Python Regular Expressions, commonly referred to as Regex, offer a powerful way to search for and manipulate strings. Regex is a sequence of characters that form a search pattern, often used for string searching algorithms for ‘find’ or ‘find and replace’ operations. Python includes a module called `re` to work with regular expressions, which provides a comprehensive set of functions to handle complex patterns that help in text processing. This guide will walk you through the basics of using regular expressions in Python and provide practical examples to solidify your understanding.
Introduction to Python Regular Expressions
Regular expressions are an essential tool for text processing in Python. They allow you to match specific patterns in strings, which can be incredibly useful for extracting information, validating data formats, and transforming strings. For example, you can use regex to check if an email address is formatted correctly, find all the phone numbers in a document, or replace patterns in text with new values.
Getting Started with the `re` Module
The `re` module in Python provides a comprehensive interface to regular expressions. To use regular expressions in Python, you first need to import this module:
import re
Basic Functions in the `re` Module
Here are some basic functions that are typically used with the `re` module:
re.search()
: Searches the string for a match and returns a match object if a match is found.re.match()
: Checks for a match only at the beginning of the string.re.findall()
: Returns a list of all matches found in the string.re.finditer()
: Returns an iterator yielding match objects for all matches.re.sub()
: Replaces occurrences of the pattern in the string with a substitute string.re.split()
: Splits the string by occurrences of the pattern.
Common Regular Expression Patterns
To become proficient with regex, you must familiarize yourself with common regular expression patterns. These patterns can be created using different types of characters and special symbols.
Basic Elements of Regular Expressions
Here are some basic regex elements:
- Literal Characters: Characters like `a`, `b`, or `1` match themselves.
- Dot `.`: Matches any single character except a newline.
- Caret `^`: Matches the start of a string.
- Dollar `$`: Matches the end of a string.
- Star `*`: Matches 0 or more repetitions of the preceding element.
- Plus `+`: Matches 1 or more repetitions of the preceding element.
- Question Mark `?`: Matches 0 or 1 repetition of the preceding element.
- Square Brackets `[ ]`: Matches any single character within the brackets.
- Backslash `\`: Escapes special characters or signals a special sequence.
- Pipe `|`: Acts as a logical OR between expressions.

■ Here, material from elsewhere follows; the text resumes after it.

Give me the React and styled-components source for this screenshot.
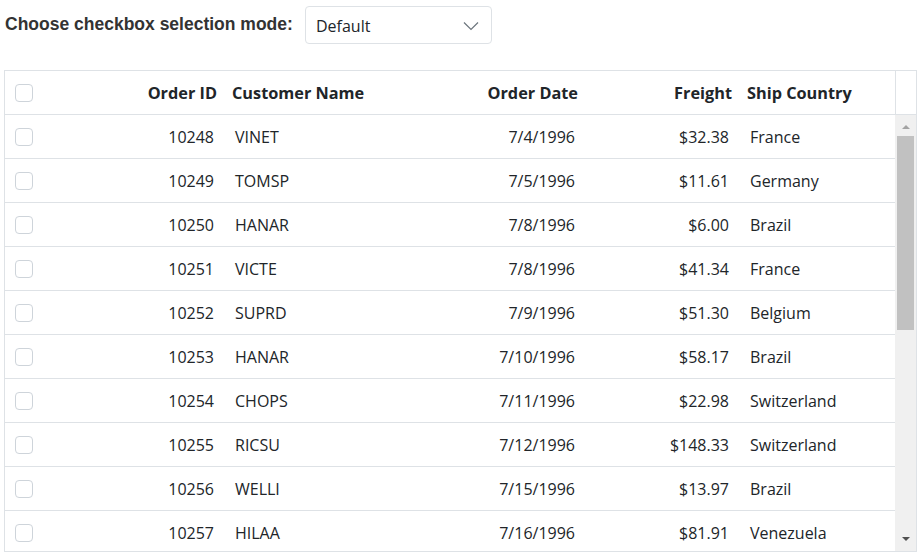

Practical Examples of Python Regular Expressions
Example 1: Checking for a Pattern
Suppose you want to check if a specific word exists in a string. You can use `re.search()` for this purpose:
import re
text = "Python is powerful and versatile."
match = re.search(r"\bversatile\b", text)
if match:
print("Word found!")
else:
print("Word not found.")
Word found!
In this example, `\b` is used to identify word boundaries, ensuring that only the whole word “versatile” is matched.
Example 2: Extracting Email Addresses
Consider extracting email addresses from a block of text. Regular expressions are very effective for this task:
import re
text = "Please contact us at support@example.com or sales@example.com."
emails = re.findall(r"[a-zA-Z0-9._%+-]+@[a-zA-Z0-9.-]+\.[a-zA-Z]{2,}", text)
print(emails)
['support@example.com', 'sales@example.com']
This regex pattern matches the common structure of email addresses: a series of characters, followed by an `@`, then a domain name and a top-level domain.
Example 3: Replacing Substrings
Use `re.sub()` to replace substrings that match a pattern. Let’s demonstrate with the task of replacing all digits in a string with a `#` character:
import re
text = "Order number 12345 will be shipped in 3 days."
new_text = re.sub(r"\d", "#", text)
print(new_text)
Order number ##### will be shipped in # days.
Here, `\d` is a special sequence that matches any digit character, and every digit in the original string is replaced with `#`.
Example 4: Splitting Strings
Regular expressions can be employed to split strings as well. For instance, splitting a string on multiple delimiters:
import re
text = "apple,banana;orange|grape"
fruits = re.split(r"[;|,]", text)
print(fruits)
['apple', 'banana', 'orange', 'grape']
The pattern `[;|,]` allows splitting the string on any of the specified delimiters: semicolon, pipe, or comma.
Conclusion
This document has introduced you to the basics of Python Regular Expressions and illustrated their use with practical examples. Regex in Python is a potent tool for text processing – it allows you to perform complex searches, validations, and transformations efficiently. By mastering regex, you’ll gain the ability to handle strings in your applications with ease and precision. Remember, practice is key to proficiency with regular expressions, so engage with each example and experiment with creating your own patterns.